(begin)

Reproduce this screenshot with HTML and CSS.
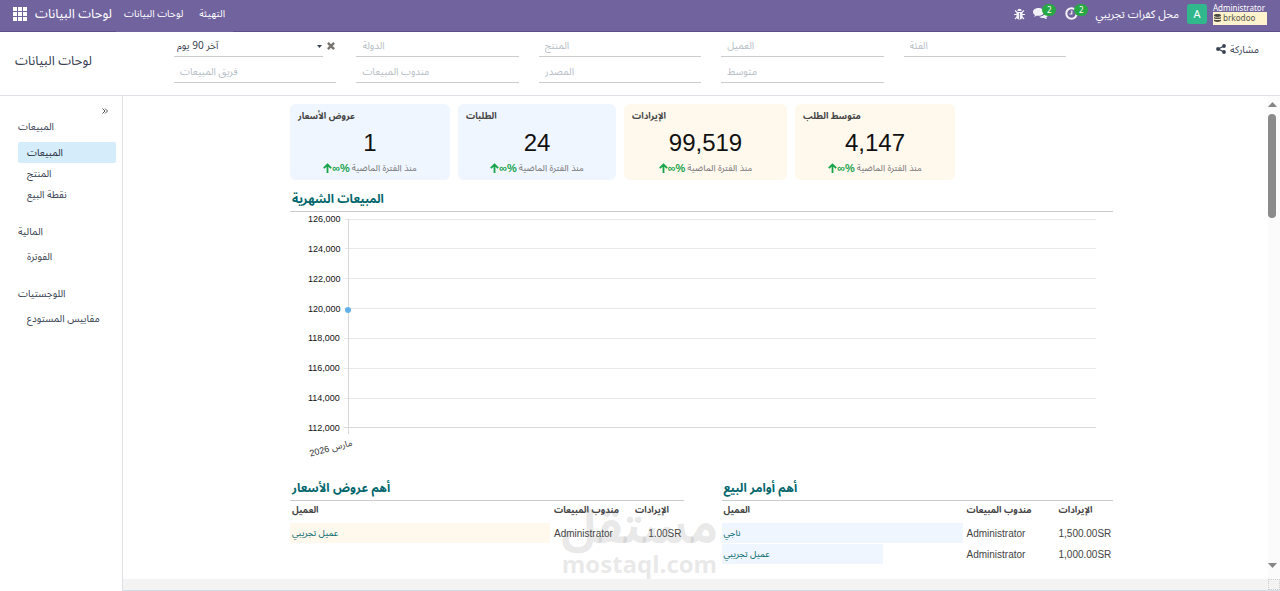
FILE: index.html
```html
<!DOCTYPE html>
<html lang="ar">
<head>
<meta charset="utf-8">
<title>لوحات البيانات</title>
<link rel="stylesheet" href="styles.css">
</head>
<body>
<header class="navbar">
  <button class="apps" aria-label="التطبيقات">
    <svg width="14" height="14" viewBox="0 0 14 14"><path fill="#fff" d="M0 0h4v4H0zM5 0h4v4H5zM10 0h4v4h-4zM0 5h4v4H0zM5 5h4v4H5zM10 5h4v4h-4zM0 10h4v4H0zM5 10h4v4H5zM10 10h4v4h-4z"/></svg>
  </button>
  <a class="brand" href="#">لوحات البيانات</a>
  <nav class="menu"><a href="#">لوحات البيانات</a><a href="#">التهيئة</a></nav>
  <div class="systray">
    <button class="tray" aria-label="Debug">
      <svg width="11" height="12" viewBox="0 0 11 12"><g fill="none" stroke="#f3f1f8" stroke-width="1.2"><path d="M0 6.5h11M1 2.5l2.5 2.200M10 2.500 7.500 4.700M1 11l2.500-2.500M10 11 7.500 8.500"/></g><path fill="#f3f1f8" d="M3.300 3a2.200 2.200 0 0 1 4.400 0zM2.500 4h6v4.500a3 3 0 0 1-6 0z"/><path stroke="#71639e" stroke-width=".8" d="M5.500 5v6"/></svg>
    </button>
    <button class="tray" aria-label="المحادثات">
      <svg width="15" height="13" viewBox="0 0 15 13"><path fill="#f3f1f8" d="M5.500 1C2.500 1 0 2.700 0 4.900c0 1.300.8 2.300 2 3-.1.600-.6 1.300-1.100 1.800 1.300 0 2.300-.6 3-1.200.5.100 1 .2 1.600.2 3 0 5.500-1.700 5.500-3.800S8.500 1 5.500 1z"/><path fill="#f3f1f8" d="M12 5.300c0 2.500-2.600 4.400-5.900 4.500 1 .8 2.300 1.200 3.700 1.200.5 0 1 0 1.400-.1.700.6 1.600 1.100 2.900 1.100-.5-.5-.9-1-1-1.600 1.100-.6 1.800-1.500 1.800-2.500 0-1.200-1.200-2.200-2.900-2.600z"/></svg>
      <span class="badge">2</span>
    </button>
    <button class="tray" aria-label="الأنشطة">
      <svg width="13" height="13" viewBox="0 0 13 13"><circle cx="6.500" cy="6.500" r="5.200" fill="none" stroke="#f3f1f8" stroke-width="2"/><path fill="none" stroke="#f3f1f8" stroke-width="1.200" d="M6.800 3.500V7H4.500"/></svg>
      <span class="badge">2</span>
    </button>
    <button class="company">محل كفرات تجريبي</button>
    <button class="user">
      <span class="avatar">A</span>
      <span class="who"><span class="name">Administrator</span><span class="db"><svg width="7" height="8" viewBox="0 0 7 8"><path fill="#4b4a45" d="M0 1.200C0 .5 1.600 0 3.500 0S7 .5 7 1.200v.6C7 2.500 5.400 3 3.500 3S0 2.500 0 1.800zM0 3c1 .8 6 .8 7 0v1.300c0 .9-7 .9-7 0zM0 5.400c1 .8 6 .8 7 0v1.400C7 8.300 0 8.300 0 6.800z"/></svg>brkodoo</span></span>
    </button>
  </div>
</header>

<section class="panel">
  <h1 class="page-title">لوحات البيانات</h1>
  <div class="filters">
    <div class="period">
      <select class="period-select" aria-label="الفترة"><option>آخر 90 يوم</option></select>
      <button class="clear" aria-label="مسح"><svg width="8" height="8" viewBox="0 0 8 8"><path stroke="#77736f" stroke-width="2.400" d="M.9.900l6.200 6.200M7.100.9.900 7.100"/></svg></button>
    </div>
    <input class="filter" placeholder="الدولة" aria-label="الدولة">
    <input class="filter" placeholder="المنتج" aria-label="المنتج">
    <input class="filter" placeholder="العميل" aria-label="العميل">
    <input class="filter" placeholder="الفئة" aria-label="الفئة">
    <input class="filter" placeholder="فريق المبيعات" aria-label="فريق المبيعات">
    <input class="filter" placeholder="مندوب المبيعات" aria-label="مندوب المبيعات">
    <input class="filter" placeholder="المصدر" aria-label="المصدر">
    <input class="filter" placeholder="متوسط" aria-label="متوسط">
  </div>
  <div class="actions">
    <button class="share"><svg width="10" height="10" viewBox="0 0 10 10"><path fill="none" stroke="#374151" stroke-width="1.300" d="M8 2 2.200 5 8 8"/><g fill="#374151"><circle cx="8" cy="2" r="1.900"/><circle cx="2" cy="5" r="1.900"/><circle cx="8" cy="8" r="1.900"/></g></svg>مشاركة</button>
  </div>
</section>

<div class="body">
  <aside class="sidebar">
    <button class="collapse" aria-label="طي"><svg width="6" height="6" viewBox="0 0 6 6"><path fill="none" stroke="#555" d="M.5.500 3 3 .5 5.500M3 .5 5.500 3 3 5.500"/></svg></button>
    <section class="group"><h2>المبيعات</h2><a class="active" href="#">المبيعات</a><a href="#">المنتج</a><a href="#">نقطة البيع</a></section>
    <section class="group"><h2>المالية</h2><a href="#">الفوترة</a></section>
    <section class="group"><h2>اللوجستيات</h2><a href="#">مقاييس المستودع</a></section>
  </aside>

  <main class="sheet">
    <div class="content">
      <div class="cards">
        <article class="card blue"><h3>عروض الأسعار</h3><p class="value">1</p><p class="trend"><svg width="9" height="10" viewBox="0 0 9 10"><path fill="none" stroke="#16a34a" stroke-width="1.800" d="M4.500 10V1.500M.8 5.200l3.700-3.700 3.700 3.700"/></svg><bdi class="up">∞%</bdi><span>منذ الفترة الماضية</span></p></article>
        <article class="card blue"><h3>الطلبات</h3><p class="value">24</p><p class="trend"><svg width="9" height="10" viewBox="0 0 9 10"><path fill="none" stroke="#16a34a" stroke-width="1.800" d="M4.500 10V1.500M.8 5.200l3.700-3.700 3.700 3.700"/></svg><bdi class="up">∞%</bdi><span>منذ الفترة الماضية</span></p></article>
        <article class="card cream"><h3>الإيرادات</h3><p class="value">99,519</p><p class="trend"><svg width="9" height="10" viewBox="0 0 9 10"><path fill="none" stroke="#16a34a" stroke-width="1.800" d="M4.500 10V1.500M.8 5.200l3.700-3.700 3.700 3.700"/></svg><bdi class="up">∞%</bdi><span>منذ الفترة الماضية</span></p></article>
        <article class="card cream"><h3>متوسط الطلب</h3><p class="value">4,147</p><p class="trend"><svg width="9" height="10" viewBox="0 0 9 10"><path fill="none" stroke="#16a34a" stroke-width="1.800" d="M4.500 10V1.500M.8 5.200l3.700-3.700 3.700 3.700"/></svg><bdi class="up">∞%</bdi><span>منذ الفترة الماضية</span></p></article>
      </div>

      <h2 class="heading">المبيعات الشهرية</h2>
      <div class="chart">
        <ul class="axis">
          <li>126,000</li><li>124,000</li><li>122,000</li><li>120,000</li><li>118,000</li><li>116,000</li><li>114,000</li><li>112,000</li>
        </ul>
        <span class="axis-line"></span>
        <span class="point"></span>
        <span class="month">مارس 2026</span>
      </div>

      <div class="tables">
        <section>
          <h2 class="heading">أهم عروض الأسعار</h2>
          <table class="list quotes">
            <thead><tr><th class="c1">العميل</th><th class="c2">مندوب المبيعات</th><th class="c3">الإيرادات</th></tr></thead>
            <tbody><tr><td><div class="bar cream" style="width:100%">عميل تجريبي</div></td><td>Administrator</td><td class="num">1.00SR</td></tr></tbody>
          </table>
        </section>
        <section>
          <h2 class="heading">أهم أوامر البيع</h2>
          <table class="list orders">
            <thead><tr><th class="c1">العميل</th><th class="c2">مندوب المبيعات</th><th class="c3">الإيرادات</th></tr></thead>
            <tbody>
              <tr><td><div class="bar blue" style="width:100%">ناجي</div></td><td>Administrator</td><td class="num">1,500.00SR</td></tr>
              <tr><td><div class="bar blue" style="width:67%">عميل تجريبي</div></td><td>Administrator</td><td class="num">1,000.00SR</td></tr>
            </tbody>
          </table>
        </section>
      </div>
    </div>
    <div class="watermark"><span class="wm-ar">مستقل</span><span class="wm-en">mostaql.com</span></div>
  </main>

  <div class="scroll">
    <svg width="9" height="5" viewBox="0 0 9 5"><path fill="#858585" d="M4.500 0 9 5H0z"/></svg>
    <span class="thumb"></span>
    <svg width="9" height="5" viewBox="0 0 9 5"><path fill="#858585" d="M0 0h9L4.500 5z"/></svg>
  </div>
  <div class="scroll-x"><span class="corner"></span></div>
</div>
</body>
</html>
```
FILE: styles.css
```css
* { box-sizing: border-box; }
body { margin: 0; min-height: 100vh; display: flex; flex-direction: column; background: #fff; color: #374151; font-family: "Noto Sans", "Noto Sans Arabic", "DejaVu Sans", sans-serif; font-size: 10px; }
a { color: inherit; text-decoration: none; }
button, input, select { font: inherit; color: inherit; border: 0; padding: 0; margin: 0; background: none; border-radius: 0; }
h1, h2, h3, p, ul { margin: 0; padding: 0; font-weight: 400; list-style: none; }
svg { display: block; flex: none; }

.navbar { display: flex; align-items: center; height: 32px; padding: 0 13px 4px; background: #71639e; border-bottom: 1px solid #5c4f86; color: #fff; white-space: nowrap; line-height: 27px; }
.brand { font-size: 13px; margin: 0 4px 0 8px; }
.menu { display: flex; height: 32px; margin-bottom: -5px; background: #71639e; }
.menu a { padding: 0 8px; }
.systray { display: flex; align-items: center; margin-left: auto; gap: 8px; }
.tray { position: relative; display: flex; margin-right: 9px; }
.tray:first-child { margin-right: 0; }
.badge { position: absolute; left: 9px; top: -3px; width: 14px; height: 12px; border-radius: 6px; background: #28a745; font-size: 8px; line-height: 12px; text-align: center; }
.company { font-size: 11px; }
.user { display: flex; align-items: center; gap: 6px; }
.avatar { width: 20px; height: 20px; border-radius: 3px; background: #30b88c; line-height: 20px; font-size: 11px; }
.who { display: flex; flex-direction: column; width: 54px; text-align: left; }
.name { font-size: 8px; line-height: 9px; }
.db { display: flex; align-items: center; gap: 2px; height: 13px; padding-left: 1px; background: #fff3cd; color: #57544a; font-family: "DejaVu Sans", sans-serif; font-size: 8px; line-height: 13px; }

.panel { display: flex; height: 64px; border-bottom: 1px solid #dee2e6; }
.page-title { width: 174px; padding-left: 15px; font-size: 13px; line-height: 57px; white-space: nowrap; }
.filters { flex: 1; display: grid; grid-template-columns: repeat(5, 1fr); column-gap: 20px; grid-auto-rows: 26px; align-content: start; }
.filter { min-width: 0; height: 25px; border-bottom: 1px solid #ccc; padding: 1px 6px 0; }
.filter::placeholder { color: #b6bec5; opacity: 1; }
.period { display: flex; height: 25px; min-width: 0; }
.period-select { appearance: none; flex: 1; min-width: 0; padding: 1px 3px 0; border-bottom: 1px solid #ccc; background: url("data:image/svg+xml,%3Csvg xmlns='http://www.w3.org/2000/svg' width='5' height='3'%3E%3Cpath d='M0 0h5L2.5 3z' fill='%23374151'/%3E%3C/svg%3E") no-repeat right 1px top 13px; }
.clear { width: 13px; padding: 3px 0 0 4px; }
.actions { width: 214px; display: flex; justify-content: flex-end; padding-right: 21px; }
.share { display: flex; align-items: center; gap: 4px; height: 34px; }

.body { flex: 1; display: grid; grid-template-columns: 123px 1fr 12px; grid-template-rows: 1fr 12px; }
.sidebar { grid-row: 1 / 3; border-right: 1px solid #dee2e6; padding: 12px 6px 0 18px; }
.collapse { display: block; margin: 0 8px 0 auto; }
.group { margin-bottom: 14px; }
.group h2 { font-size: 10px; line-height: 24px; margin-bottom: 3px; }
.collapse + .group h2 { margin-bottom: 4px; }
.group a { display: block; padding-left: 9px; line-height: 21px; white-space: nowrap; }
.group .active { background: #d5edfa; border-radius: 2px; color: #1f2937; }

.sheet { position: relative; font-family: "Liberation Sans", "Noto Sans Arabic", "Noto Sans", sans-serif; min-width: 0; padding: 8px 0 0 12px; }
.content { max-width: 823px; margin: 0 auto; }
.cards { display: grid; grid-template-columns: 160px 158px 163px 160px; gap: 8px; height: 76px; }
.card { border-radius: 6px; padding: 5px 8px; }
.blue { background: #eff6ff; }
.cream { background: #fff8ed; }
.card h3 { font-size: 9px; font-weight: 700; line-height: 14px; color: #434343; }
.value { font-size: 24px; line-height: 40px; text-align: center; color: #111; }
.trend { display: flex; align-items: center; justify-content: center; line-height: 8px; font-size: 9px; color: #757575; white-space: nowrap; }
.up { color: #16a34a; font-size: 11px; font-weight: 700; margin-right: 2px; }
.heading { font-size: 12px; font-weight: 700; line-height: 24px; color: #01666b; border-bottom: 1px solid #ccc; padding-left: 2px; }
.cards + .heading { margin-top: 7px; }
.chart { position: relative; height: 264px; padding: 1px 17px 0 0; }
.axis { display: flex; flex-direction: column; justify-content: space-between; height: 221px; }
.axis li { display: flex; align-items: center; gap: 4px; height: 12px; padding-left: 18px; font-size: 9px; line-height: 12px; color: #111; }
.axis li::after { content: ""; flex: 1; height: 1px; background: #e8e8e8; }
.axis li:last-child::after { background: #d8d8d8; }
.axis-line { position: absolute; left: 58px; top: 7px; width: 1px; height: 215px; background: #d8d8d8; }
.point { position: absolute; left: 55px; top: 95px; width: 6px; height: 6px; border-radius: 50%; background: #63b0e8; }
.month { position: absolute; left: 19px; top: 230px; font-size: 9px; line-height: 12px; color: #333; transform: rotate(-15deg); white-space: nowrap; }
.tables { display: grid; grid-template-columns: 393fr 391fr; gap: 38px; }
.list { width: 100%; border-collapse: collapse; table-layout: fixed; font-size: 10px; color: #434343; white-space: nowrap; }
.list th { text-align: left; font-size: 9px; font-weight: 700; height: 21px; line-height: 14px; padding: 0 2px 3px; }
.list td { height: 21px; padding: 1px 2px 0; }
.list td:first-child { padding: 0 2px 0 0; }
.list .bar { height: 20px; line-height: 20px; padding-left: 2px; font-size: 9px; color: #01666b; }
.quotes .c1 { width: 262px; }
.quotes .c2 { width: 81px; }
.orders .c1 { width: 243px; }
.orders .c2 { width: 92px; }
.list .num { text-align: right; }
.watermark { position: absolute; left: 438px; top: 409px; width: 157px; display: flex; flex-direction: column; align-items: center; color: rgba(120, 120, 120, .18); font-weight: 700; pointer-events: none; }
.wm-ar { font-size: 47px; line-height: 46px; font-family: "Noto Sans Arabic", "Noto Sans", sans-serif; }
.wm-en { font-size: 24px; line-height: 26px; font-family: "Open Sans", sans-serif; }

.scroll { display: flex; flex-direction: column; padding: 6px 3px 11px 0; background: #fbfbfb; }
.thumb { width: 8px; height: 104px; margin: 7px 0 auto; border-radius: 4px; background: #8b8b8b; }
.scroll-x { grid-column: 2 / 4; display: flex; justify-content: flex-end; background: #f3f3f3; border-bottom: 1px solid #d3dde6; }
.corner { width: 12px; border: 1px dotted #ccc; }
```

(end)
(begin)

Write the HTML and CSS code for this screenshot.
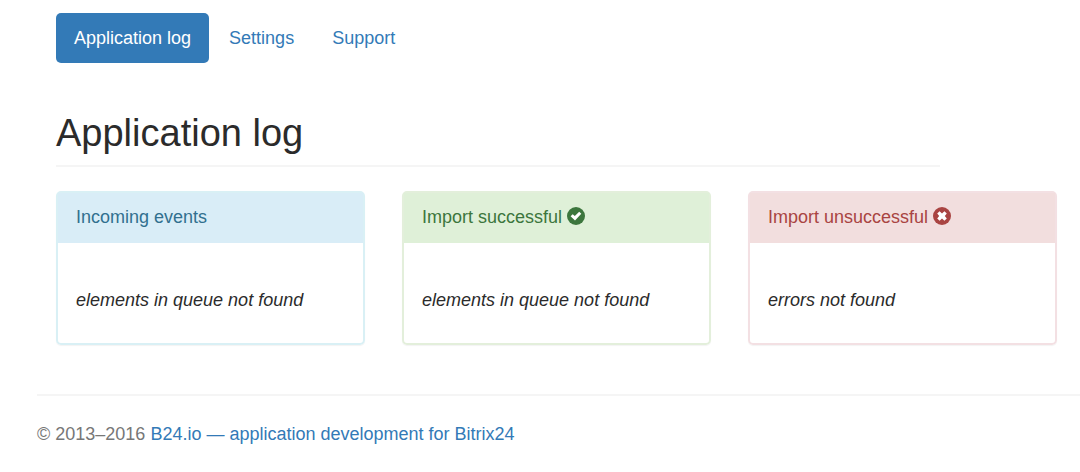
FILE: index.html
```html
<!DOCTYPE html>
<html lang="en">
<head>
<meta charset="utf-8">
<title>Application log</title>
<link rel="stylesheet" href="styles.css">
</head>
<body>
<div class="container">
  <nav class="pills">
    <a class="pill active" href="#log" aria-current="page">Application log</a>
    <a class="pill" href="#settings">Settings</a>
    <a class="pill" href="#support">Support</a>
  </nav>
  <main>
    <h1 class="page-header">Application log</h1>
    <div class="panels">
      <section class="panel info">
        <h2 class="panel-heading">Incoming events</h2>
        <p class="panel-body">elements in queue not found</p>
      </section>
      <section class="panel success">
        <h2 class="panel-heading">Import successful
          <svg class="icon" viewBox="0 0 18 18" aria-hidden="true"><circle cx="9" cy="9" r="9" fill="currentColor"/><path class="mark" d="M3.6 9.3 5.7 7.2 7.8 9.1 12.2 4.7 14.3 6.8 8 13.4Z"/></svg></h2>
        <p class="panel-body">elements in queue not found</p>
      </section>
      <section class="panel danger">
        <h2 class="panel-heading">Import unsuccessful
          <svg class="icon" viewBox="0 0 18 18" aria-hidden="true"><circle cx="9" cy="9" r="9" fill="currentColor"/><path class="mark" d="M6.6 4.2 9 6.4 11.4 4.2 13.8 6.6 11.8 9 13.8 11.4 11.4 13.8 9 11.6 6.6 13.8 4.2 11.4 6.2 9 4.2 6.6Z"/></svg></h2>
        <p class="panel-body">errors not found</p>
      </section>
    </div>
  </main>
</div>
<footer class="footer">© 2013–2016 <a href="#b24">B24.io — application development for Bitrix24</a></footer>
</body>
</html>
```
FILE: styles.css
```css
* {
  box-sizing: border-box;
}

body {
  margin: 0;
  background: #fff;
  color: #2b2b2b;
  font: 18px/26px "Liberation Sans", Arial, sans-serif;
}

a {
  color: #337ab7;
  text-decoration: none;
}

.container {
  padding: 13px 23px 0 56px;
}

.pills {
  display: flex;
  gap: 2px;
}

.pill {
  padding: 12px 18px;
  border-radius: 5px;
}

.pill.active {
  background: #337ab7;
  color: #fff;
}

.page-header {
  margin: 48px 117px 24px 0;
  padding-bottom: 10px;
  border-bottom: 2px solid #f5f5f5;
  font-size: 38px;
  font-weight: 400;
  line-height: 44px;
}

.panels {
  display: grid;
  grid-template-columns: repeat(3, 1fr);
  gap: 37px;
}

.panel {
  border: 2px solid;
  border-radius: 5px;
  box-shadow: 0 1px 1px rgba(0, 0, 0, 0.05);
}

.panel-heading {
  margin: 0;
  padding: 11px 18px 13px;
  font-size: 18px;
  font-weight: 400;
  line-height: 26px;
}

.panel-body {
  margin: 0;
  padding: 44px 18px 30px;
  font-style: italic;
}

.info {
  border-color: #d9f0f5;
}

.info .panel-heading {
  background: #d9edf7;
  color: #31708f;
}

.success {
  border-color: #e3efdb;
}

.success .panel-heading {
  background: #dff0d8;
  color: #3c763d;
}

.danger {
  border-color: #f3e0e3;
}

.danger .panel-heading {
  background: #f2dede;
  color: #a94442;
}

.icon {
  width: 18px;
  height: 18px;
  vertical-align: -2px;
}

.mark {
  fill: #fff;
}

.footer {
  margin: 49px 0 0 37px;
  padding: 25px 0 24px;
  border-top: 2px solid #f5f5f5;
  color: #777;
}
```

(end)

List the lines that contain the word "screenshot".

Reproduce this screenshot with HTML and CSS.
Write the HTML and CSS code for this screenshot.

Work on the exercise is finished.